IMO orphan kernels are not Linux. If it can't update with mainline, it is a sterile mule. So no, even as an avid user of Graphene, it is not Linux because google has stollen ownership with an orphaned kernel using proprietary and publicly undocumented hardware.
In this vain, no mobile chipset or radio modem has been FOSS or Linux in a very very long time if ever. Like the last radio that was fully documented was the Atheros stuff, and the last processor to come close to fully documented is the stuff Leah Rowe supports in Libreboot and that is only because of her hacking skills.

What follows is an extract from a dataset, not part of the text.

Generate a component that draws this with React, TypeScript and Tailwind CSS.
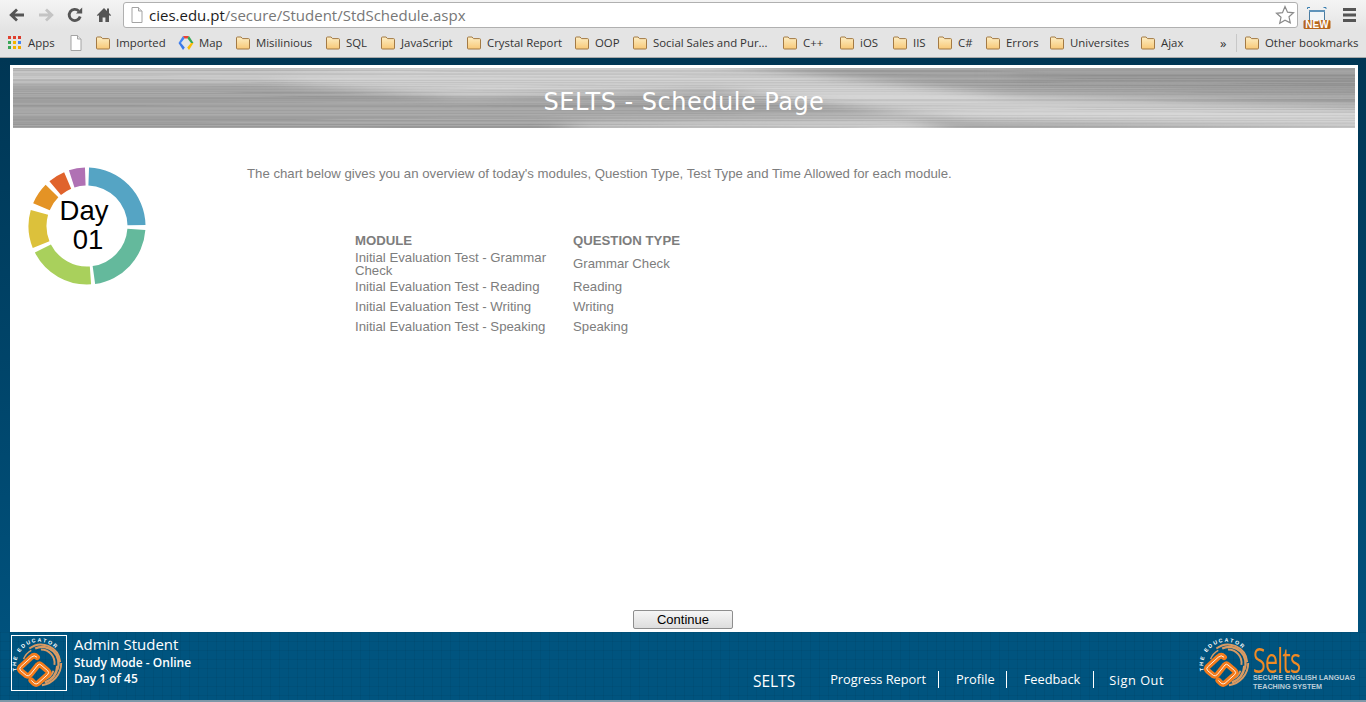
import React from 'react';

const bookmarks = [
  { label: 'Imported', cls: 'w-[83px]' },
  { label: 'Map', cls: 'w-[57px]', map: true },
  { label: 'Misilinious', cls: 'w-[90px]' },
  { label: 'SQL', cls: 'w-[55px]' },
  { label: 'JavaScript', cls: 'w-[86px]' },
  { label: 'Crystal Report', cls: 'w-[108px]' },
  { label: 'OOP', cls: 'w-[58px]' },
  { label: 'Social Sales and Pur...', cls: 'w-[150px]' },
  { label: 'C++', cls: 'w-[57px]' },
  { label: 'iOS', cls: 'w-[53px]' },
  { label: 'IIS', cls: 'w-[45px]' },
  { label: 'C#', cls: 'w-[48px]' },
  { label: 'Errors', cls: 'w-[64px]' },
  { label: 'Universites', cls: 'w-[91px]' },
  { label: 'Ajax', cls: 'w-[80px]' },
];

const rows = [
  { module: 'Initial Evaluation Test - Grammar Check', type: 'Grammar Check' },
  { module: 'Initial Evaluation Test - Reading', type: 'Reading' },
  { module: 'Initial Evaluation Test - Writing', type: 'Writing' },
  { module: 'Initial Evaluation Test - Speaking', type: 'Speaking' },
];

const segments = [
  { from: 2, to: 89, color: '#55a4c4' },
  { from: 94, to: 172, color: '#64b99c' },
  { from: 176, to: 243, color: '#a9d05c' },
  { from: 248, to: 286, color: '#dcc13b' },
  { from: 293, to: 315, color: '#e49325' },
  { from: 320, to: 337, color: '#e0632c' },
  { from: 342, to: 358, color: '#b071b4' },
];

const Folder = () => (
  <svg width="16" height="14" viewBox="0 0 16 14" className="shrink-0">
    <defs>
      <linearGradient id="fold" x1="0" y1="0" x2="0" y2="1">
        <stop offset="0" stopColor="#fdeec4" />
        <stop offset="1" stopColor="#f8c877" />
      </linearGradient>
    </defs>
    <path d="M1.5 3V2a1 1 0 0 1 1-1h3.600l1.400 1.600h6a1 1 0 0 1 1 1v8.400a1 1 0 0 1-1 1h-11a1 1 0 0 1-1-1z" fill="url(#fold)" stroke="#a37a45" />
  </svg>
);

const Page = ({ size = 16 }: { size?: number }) => (
  <svg width={size - 4} height={size} viewBox="0 0 12 16" className="shrink-0">
    <path d="M1 .5h6.500L11 4v11.500H1z" fill="#fff" stroke="#a3a3a3" />
    <path d="M7.500.5V4H11" fill="#e8e8e8" stroke="#a3a3a3" />
  </svg>
);

const AppsIcon = () => {
  const colors = ['#e0412f', '#e0412f', '#d93a2b', '#3aa757', '#f5b400', '#4285f4', '#3aa757', '#f5b400', '#f5a800'];
  return (
    <div className="grid grid-cols-3 gap-[2px] w-[13px] h-[13px] shrink-0">
      {colors.map((c, i) => (
        <svg key={i} width="3" height="3" viewBox="0 0 3 3">
          <rect width="3" height="3" fill={c} />
        </svg>
      ))}
    </div>
  );
};

const MapIcon = () => (
  <svg width="16" height="16" viewBox="0 0 16 16" className="shrink-0">
    <path d="M5 1 0.500 8 3 8 6.500 3.500z" fill="#4285f4" />
    <path d="M0.500 8 5 15 6.800 12.500 3 8z" fill="#3b78e7" />
    <path d="M5 1h6L9.500 3.500h-3z" fill="#ea4335" />
    <path d="M11 1 15.500 8 13 8 9.500 3.500z" fill="#34a853" />
    <path d="M15.500 8 11 15 9.200 12.500 13 8z" fill="#fbbc05" />
  </svg>
);

const Toolbar = () => (
  <div className="h-[30px] flex items-center bg-gradient-to-b from-[#f4f4f4] to-[#e4e4e4]">
    <div className="w-[123px] flex items-center shrink-0">
      <svg width="18" height="16" viewBox="0 0 18 16" className="ml-[8px]">
        <path d="M16 8H4M9 2.500 3.200 8 9 13.500" fill="none" stroke="#555" strokeWidth="2.800" />
      </svg>
      <svg width="18" height="16" viewBox="0 0 18 16" className="ml-[11px]">
        <path d="M2 8h12M9 2.500 14.800 8 9 13.500" fill="none" stroke="#c4c4c4" strokeWidth="2.800" />
      </svg>
      <svg width="18" height="18" viewBox="0 0 18 18" className="ml-[11px]">
        <path d="M14.200 10.500A5.600 5.600 0 1 1 12.800 5" fill="none" stroke="#555" strokeWidth="2.800" />
        <path d="M10 7.600h6.200V1.400z" fill="#555" />
      </svg>
      <svg width="16" height="16" viewBox="0 0 16 16" className="ml-[12px]">
        <path d="M8 1 0.800 8.200 2 9l1-.9V15h3.600v-4.400h2.800V15H13V8.100l1 .9 1.200-.8L13 6V1.600h-2V4z" fill="#555" />
      </svg>
    </div>
    <div className="h-[26px] w-[1175px] shrink-0 bg-white border border-[#b0b0b0] rounded-[3px] flex items-center pl-[7px] font-['Open_Sans',sans-serif] text-[15px]">
      <Page />
      <span className="ml-[6px] text-[#1c1c1c]">cies.edu.pt</span>
      <span className="text-[#777]">/secure/Student/StdSchedule.aspx</span>
      <svg width="20" height="20" viewBox="0 0 20 20" className="ml-auto mr-[2px]">
        <path d="M10 1.600l2.500 5.600 6 .6-4.500 4 1.300 6L10 15.200 4.700 18.300l1.300-6-4.500-4 6-.6z" fill="#fff" stroke="#8a8a8a" strokeWidth="1.200" />
      </svg>
    </div>
    <div className="relative w-[28px] h-[28px] ml-[5px] shrink-0">
      <svg width="28" height="28" viewBox="0 0 28 28">
        <path d="M4.500 8V6.500h2.500M20.500 6.500h2.500V8" fill="none" stroke="#3a7fb0" />
        <rect x="6.500" y="9.500" width="15" height="10" fill="#f2f5f7" stroke="#4a7ba0" />
        <rect x="6" y="9" width="16" height="2" fill="#5f93ba" />
        <rect x="0.500" y="19" width="27" height="9" rx="1.500" fill="#b8671c" />
      </svg>
      <span className="absolute left-0 right-0 top-[19px] text-center text-white font-bold text-[10px] leading-[9px] font-['Liberation_Sans',sans-serif]">NEW</span>
    </div>
    <svg width="14" height="14" viewBox="0 0 14 14" className="ml-[12px] shrink-0">
      <path d="M0 0h13v3H0zM0 5.500h13v3H0zM0 11h13v3H0z" fill="#555" />
    </svg>
  </div>
);

const BookmarksBar = () => (
  <div className="h-[28px] flex items-center bg-[#e4e4e4] border-b border-[#a8a8a8] font-['Open_Sans',sans-serif] text-[11.4px] text-[#333] whitespace-nowrap pb-[1px]">
    <div className="w-[70px] flex items-center pl-[8px] shrink-0 gap-[7px]">
      <AppsIcon />
      <span>Apps</span>
    </div>
    <div className="w-[25px] shrink-0">
      <Page />
    </div>
    {bookmarks.map((b) => (
      <div key={b.label} className={`${b.cls} flex items-center gap-[5px] shrink-0`}>
        {b.map ? <MapIcon /> : <Folder />}
        <span>{b.label}</span>
      </div>
    ))}
    <span className="w-[16px] shrink-0 text-[13px] leading-none">»</span>
    <div className="w-px h-[18px] bg-[#c8c8c8] shrink-0 mr-[7px]" />
    <div className="flex items-center gap-[5px] shrink-0">
      <Folder />
      <span>Other bookmarks</span>
    </div>
  </div>
);

// brushed metal banner, row greys come from a small seeded generator
const BannerArt = () => {
  let seed = 17;
  const rnd = () => {
    seed = (seed * 16807) % 2147483647;
    return seed / 2147483647;
  };
  const lines: React.ReactNode[] = [];
  for (let y = 0; y < 60; y++) {
    let x = -60;
    while (x < 1400) {
      const w = 200 + rnd() * 700;
      const g = 105 + Math.floor(rnd() * 100);
      lines.push(<rect key={`${y}-${x}`} x={x} y={y} width={w} height="1" fill={`rgb(${g},${g},${g})`} opacity={0.22} />);
      x += w;
    }
  }
  return (
    <svg className="absolute inset-0" width="1342" height="60" viewBox="0 0 1342 60" preserveAspectRatio="none">
      <defs>
        <filter id="soft" x="-10%" y="-50%" width="120%" height="200%">
          <feGaussianBlur stdDeviation="16 4" />
        </filter>
        <filter id="brush" x="0" y="0" width="100%" height="100%">
          <feGaussianBlur stdDeviation="18 0.2" />
        </filter>
      </defs>
      <rect width="1342" height="60" fill="#a4a4a4" />
      <g filter="url(#soft)">
        <polygon points="-40,2 250,2 520,-6 680,-6 1000,28 1380,40 1380,62 950,52 700,22 450,30 250,14 -40,14" fill="#dadada" />
        <polygon points="560,55 900,50 950,70 540,70" fill="#d4d4d4" />
        <polygon points="1000,-5 1380,-5 1380,25 1000,15" fill="#9a9a9a" />
      </g>
      <g filter="url(#brush)">{lines}</g>
    </svg>
  );
};

const arc = (from: number, to: number, r: number, R: number, c: number) => {
  const p = (a: number, rad: number) => {
    const t = (a * Math.PI) / 180;
    return `${(c + rad * Math.sin(t)).toFixed(2)} ${(c - rad * Math.cos(t)).toFixed(2)}`;
  };
  const large = to - from > 180 ? 1 : 0;
  return `M${p(from, R)}A${R} ${R} 0 ${large} 1 ${p(to, R)}L${p(to, r)}A${r} ${r} 0 ${large} 0 ${p(from, r)}Z`;
};

const DayChart = () => (
  <div className="relative w-[120px] h-[120px] font-['Liberation_Sans',sans-serif] text-black">
    <svg width="120" height="120" viewBox="0 0 120 120">
      {segments.map((s) => (
        <path key={s.from} d={arc(s.from, s.to, 40.5, 58.5, 60)} fill={s.color} />
      ))}
    </svg>
    <div className="absolute inset-0 flex flex-col items-center pt-[30px] text-[27.5px] leading-[29px]">
      <span className="-ml-[6px]">Day</span>
      <span className="ml-[2px]">01</span>
    </div>
  </div>
);

const sCurve = 'M26 22Q23 19 20 22L9 32Q7 34 9 36L15 41Q17 42 19 40L27 30Q28.500 28.500 30 30L37 36Q39 38 37 40L27 49Q25 50.500 23 49L20 46';

const Logo = ({ id }: { id: string }) => (
  <svg width="54" height="54" viewBox="0 0 56 56" className="shrink-0">
    <defs>
      <path id={id} d="M5 36A24 24 0 0 1 49 18" fill="none" />
    </defs>
    <g fill="none" stroke="#d99a63">
      <path d="M18 13A20 20 0 0 1 50 27" strokeWidth="2" />
      <path d="M24 13A17 17 0 0 1 47 35" strokeWidth="2.500" />
      <path d="M30 14A14 14 0 0 1 44 30" strokeWidth="2" />
      <path d="M51 28A23 23 0 0 1 31 51" strokeWidth="2" />
      <path d="M47 31A18 18 0 0 1 34 48" strokeWidth="2.500" />
      <path d="M43 36A15 15 0 0 1 34 45" strokeWidth="2" />
      <path d="M12 24A18 18 0 0 1 20 15" strokeWidth="1.500" />
    </g>
    <path d={sCurve} fill="none" stroke="#f47c1c" strokeWidth="6" strokeLinejoin="round" strokeLinecap="round" />
    <path d={sCurve} fill="none" stroke="#fff" strokeWidth="0.900" strokeLinejoin="round" />
    <text fontSize="5.500" fontFamily="'Liberation Sans',sans-serif" fontWeight="700" fill="#fff" letterSpacing="1.700">
      <textPath href={`#${id}`}>THE EDUCATOR</textPath>
    </text>
  </svg>
);

const Footer = () => (
  <div className="h-[68px] shrink-0 relative flex items-stretch text-white font-['Open_Sans',sans-serif] bg-[#00547f] bg-[linear-gradient(rgba(0,0,0,0.05)_1px,transparent_1px),linear-gradient(90deg,rgba(0,0,0,0.05)_1px,transparent_1px)] bg-[size:9px_9px]">
    <div className="ml-[11px] mt-[3px] w-[56px] h-[56px] border border-white flex items-center justify-center shrink-0">
      <Logo id="small-arc" />
    </div>
    <div className="ml-[7px] pt-[2px] flex flex-col shrink-0">
      <span className="text-[15px] leading-[20px]">Admin Student</span>
      <span className="text-[12px] leading-[17px] font-semibold">Study Mode - Online</span>
      <span className="text-[12px] leading-[16px] font-semibold">Day 1 of 45</span>
    </div>
    <div className="ml-auto mt-[39px] flex items-start h-[22px] text-[12.800px]">
      <span className="text-[15.500px] leading-[20px] mr-[35px]">SELTS</span>
      <span className="pr-[12px] border-r border-white h-[17px] leading-[17px]">Progress Report</span>
      <span className="pl-[17px] pr-[11px] border-r border-white h-[17px] leading-[17px]">Profile</span>
      <span className="pl-[17px] pr-[13px] border-r border-white h-[17px] leading-[17px]">Feedback</span>
      <span className="pl-[15px] leading-[19px] tracking-[0.5px]">Sign Out</span>
    </div>
    <div className="w-[156px] ml-[35px] mr-[11px] mt-[4px] shrink-0 flex overflow-hidden">
      <Logo id="big-arc" />
      <div className="flex flex-col pt-[11px] font-['Liberation_Sans',sans-serif] whitespace-nowrap text-[#bccdd8]">
        <span className="w-[48px] text-[#f08a24] text-[34px] leading-[26px] font-['Open_Sans',sans-serif] tracking-[-1px] scale-x-[0.68] origin-left">Selts</span>
        <span className="text-[7.200px] font-bold leading-[9px]">SECURE ENGLISH LANGUAGE</span>
        <span className="text-[7.200px] font-bold leading-[9px]">TEACHING SYSTEM</span>
      </div>
    </div>
  </div>
);

const App: React.FC = () => {
  return (
    <div className="h-[702px] w-[1366px] overflow-hidden flex flex-col">
      <Toolbar />
      <BookmarksBar />
      <div className="flex-1 min-h-0 flex flex-col bg-gradient-to-b from-[#003654] to-[#005582]">
        <div className="flex-1 min-h-0 flex flex-col mt-[7px] mr-[8px] ml-[10px] bg-white">
          <div className="relative h-[60px] mx-[3px] mt-[3px] shrink-0 overflow-hidden flex items-center justify-center">
            <BannerArt />
            <h1 className="relative pt-[7px] text-[24px] font-normal text-white font-['DejaVu_Sans',sans-serif] tracking-[0.5px]">
              SELTS - Schedule Page
            </h1>
          </div>
          <div className="flex-1 min-h-0 flex font-['Liberation_Sans',sans-serif] text-[#7d7d7d] text-[13.200px]">
            <div className="w-[237px] shrink-0 pt-[38px] pl-[17px]">
              <DayChart />
            </div>
            <div className="flex-1 flex flex-col pt-[38px]">
              <p className="leading-[16px]">
                The chart below gives you an overview of today's modules, Question Type, Test Type and Time Allowed for each module.
              </p>
              <table className="ml-[108px] mt-[47px] w-[345px] table-fixed">
                <thead>
                  <tr className="font-bold text-left h-[19px]">
                    <th className="w-[218px] p-0 pt-[2px]">MODULE</th>
                    <th className="p-0 pt-[2px]">QUESTION TYPE</th>
                  </tr>
                </thead>
                <tbody>
                  {rows.map((r) => (
                    <tr key={r.type} className="h-[20px]">
                      <td className="p-0 pr-[15px] leading-[13px]">{r.module}</td>
                      <td className="p-0">{r.type}</td>
                    </tr>
                  ))}
                </tbody>
              </table>
              <div className="mt-auto mb-[3px] -ml-[237px] pr-[2px] flex justify-center">
                <button className="w-[100px] h-[19px] border border-[#8e8e8e] rounded-[2px] bg-gradient-to-b from-[#f6f6f6] to-[#dddddd] text-[13px] leading-none text-black">
                  Continue
                </button>
              </div>
            </div>
          </div>
        </div>
        <Footer />
        <div className="h-[2px] bg-[#7f98a8] shrink-0" />
      </div>
    </div>
  );
};

export default App;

It’s more that it’s de-googled.
I wouldn’t describe it as Linux, per se, but it is de-googled
I don't think it's really relevant then. The argument is more about wanting a traditional Linux experience on mobile phones and Android operating systems (including GrapheneOS) being too far removed from that. Breaking away from Google is more of a possible positive byproduct
Yeah, I don’t think that’s ever really going to work.
As similar as the hardware is, the reality is they’re different interface. One of the things that made windows 8 awful was trying to do both.
Other people have mentioned the limitations of the hardware so I won't bother rehashing it but I do think there is a lot of potential in a Linux distro for phones.
Right now Linux phones are incredibly niche but we have seen some improvements in software around the release of the PinePhone and the Pro model so I have hope that it will, eventually, work. SailfishOS is a paid OS and is a fairly limited but it does feel quite smooth to daily drive on supported devices. Simple frequent tasks (ex. Finding public transit routes to a coffee shop) do seem to take longer to complete on Linux phones but I am hoping that will be sorted in the next couple years.
It's just hardened Android, but it still uses the Android kernel, Bionic C Library, etc. They have a custom memory allocator which was based on a port from OpenBSD though.